## What the exercise asks
In the listing below, count the lines with "components" and report only the figure.

## Collected material

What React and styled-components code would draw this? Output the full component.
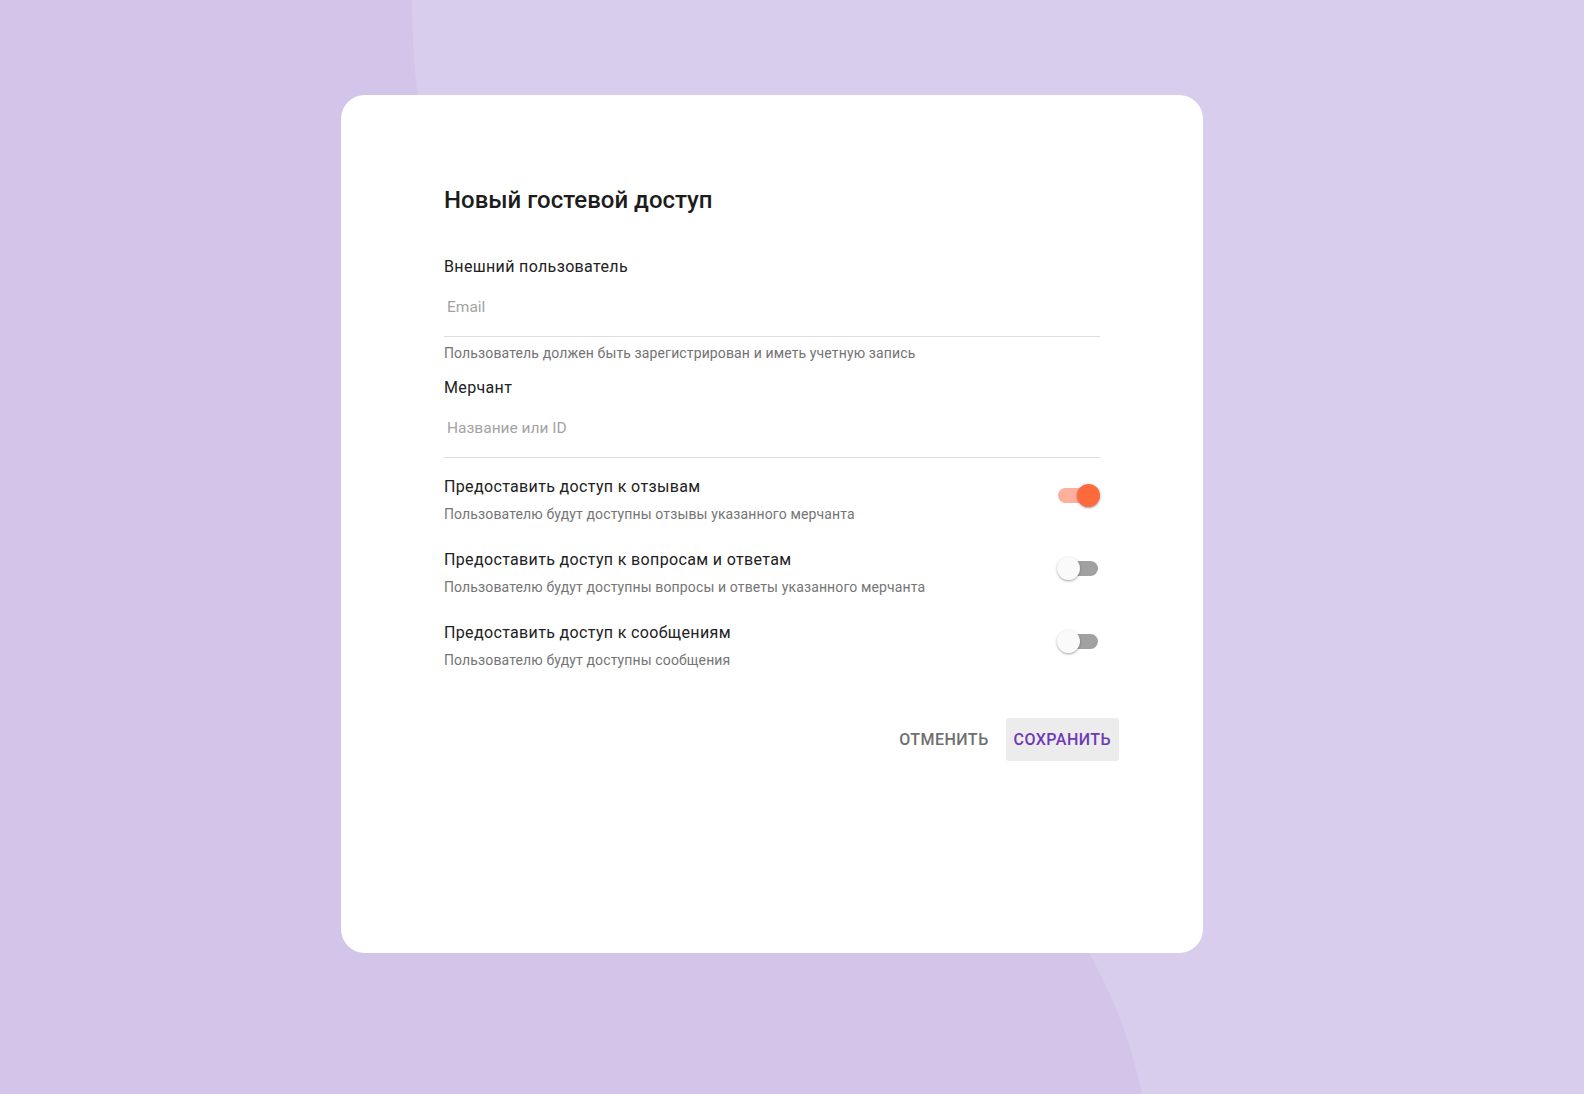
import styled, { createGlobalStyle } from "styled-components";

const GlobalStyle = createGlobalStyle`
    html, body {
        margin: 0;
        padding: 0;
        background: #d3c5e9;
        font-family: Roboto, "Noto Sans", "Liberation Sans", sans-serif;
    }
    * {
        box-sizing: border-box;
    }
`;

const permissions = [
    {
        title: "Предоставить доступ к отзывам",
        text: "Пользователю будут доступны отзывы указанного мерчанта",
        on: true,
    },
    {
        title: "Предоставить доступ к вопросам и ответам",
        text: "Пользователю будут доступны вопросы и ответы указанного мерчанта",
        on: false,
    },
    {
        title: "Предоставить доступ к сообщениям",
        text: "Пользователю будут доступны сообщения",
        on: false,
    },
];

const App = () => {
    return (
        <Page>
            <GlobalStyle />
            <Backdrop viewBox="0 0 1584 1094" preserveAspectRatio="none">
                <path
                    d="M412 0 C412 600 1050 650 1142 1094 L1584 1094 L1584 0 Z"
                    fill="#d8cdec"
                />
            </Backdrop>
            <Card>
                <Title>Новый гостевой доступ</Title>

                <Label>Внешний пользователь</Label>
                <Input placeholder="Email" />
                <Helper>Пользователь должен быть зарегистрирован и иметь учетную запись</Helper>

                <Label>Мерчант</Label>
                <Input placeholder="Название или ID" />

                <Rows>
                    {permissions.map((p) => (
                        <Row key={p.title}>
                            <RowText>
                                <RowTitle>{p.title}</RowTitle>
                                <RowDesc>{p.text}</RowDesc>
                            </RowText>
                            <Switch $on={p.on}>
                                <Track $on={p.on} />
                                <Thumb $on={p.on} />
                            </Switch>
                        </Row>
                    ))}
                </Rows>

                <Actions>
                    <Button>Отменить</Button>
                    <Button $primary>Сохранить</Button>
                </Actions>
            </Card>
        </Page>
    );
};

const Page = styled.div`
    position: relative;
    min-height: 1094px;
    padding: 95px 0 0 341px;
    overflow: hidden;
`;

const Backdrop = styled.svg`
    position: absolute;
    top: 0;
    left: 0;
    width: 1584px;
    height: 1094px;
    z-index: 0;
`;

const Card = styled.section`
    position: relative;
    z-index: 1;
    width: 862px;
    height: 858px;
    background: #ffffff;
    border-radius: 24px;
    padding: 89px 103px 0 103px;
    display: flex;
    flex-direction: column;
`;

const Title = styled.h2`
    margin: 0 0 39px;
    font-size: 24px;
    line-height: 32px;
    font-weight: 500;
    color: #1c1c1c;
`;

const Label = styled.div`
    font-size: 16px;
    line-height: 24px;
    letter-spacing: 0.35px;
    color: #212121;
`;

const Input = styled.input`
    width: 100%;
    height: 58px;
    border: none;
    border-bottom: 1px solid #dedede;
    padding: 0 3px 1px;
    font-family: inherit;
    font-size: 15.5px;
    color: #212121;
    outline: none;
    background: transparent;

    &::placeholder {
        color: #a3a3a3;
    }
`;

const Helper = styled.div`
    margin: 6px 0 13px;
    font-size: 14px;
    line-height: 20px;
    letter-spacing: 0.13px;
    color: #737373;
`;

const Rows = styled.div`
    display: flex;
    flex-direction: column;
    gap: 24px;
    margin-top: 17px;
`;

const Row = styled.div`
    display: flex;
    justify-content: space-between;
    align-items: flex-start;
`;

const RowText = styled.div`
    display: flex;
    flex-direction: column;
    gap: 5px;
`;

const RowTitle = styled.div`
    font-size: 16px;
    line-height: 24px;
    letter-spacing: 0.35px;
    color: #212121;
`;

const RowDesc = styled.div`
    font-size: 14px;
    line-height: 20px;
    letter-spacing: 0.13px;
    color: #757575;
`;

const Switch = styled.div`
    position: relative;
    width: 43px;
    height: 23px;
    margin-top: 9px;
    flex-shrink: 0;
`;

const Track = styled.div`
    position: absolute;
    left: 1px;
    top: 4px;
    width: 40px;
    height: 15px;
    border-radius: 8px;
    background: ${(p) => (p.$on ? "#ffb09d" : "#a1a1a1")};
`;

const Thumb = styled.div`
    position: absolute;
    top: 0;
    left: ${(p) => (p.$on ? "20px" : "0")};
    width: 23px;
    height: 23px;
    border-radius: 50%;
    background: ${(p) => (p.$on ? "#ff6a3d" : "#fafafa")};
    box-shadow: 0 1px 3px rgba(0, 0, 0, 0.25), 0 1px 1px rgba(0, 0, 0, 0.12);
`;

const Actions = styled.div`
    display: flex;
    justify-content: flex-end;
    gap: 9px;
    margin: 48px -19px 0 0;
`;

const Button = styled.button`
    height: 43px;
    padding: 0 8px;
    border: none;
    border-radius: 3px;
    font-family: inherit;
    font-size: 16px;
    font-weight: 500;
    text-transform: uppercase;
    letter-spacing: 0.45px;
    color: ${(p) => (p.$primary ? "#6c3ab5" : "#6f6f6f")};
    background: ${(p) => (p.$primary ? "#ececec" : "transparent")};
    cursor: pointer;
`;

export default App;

## Task response
2